You made me look like the bad guy.
You owe me a conversation, Pet
We both know where this ends.
Don’t make me come find you.
My hand shakes. It’s been weeks since he last tried to contact me, and I had hoped my absence had made him lose interest.
Pet.Back when I interned underhim, I took it as an endearment. Now, the ownership of it is unmistakable.
My fingers tremble as I scroll back through the messages, searching for the moment when the tone shifted from colleague to hunter. But just like always, I can’t find the exact moment when things changed. It was so insidious I didn’t even know it was happening. Carson has always been this way, and I just couldn’t see it.
I set the phone down on the scratchy comforter and dig the heels of my hands into my eye sockets until colors bloom in the darkness. My jaw clenches as memories flood back.

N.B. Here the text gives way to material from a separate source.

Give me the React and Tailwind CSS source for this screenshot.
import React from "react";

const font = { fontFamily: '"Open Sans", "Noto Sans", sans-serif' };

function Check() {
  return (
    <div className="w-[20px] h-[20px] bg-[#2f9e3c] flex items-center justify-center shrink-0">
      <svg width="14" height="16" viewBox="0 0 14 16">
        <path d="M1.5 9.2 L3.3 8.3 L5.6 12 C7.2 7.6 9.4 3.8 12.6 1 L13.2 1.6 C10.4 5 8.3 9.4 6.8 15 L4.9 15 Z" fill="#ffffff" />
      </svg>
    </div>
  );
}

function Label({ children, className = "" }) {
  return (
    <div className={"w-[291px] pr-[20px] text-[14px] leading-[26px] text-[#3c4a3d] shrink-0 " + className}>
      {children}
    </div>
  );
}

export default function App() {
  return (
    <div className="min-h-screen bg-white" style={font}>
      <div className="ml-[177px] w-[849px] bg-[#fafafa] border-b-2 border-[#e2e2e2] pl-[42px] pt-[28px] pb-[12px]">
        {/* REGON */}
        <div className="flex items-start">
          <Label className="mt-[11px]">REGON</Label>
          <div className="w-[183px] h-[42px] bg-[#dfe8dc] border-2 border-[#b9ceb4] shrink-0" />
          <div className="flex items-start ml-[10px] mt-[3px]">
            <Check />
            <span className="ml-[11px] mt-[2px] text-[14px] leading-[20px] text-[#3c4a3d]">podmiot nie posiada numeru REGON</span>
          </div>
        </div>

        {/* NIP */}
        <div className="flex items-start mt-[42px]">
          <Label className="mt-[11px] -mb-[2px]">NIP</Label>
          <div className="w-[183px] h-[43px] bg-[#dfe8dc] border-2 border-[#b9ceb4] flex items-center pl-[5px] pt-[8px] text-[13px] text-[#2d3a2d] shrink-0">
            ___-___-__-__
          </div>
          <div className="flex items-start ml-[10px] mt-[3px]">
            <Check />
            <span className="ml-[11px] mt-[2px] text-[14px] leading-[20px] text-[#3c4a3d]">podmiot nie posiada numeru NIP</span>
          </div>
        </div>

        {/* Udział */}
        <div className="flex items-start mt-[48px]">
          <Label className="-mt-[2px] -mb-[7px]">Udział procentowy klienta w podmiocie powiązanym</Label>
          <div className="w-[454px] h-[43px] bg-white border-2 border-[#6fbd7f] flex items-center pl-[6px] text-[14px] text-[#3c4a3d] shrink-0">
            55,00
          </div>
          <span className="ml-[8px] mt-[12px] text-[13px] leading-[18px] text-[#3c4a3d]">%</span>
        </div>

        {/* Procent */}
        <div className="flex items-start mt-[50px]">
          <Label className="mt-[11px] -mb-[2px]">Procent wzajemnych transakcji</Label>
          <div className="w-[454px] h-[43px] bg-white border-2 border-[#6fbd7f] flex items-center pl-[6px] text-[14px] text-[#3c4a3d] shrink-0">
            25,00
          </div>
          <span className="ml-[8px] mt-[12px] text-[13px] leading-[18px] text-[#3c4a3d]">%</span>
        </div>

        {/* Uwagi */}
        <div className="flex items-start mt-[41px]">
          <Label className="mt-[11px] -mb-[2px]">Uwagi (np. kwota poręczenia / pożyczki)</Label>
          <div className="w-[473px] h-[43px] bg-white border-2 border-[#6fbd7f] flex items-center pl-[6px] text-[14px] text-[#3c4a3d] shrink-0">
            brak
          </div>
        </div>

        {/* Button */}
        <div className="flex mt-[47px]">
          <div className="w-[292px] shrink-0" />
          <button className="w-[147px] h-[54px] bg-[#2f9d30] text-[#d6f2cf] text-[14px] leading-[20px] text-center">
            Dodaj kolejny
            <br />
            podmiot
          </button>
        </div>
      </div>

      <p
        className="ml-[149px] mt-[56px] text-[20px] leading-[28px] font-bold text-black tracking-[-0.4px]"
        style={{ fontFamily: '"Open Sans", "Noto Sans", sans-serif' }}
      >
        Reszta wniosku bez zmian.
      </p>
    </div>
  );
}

Carson standing too close in the faculty lounge. Carson editing my teaching plans without permission. Carson introducing me to the headmaster as “my promising young project.”
Always praising.
Always undermining.
Building me up to tear me down.
The hotel room closes around me, and I push myself up from the bed to cross to the bathroom, flipping on the harsh fluorescent light. My reflection stares back from the mirror, hair mussed from running my hands through it, dark circles beneath my eyes.
I don’t recognize the haunted, hunted man I see.
The sink faucet groans when I turn it, spitting lukewarm water over my cupped palms. I splash my face, the shock of it clearing my head. Water drips from my chin, spattering the countertop.
When I packed up everything and left, I thought I’d escaped. My life here in Pinecrest lives like a world apart, a place untouched by Carson.
On the nightstand, my phone buzzes again, and I freeze, water running unheeded down my forearms.
When I return to the bed, the new message glares from the screen.
Carson
I can wait all night for a response. You know how patient I am.
Remember that time in the supply closet when you tried to tell me no?
My stomach twists, bile creeping up my throat. The unwelcome memory drags itself to the surface. Carson shoving me back into shelves stacked with copy paper and whiteboard markers. His body blocking the only exit, arms bracketed on either side of me as he explained reasonably how refusing to attend the faculty fundraiser with him would reflect poorly on both of us.
I’d given in, of course. I always gave in.
I shut the phone off, the screen going black. It doesn’t help. Anxiety still claws under my ribs. Carson’s in my head again. Even with the phone dark and silent, I can almost feel him leaning in, steady and persuasive, twisting my sense of what’s reasonable.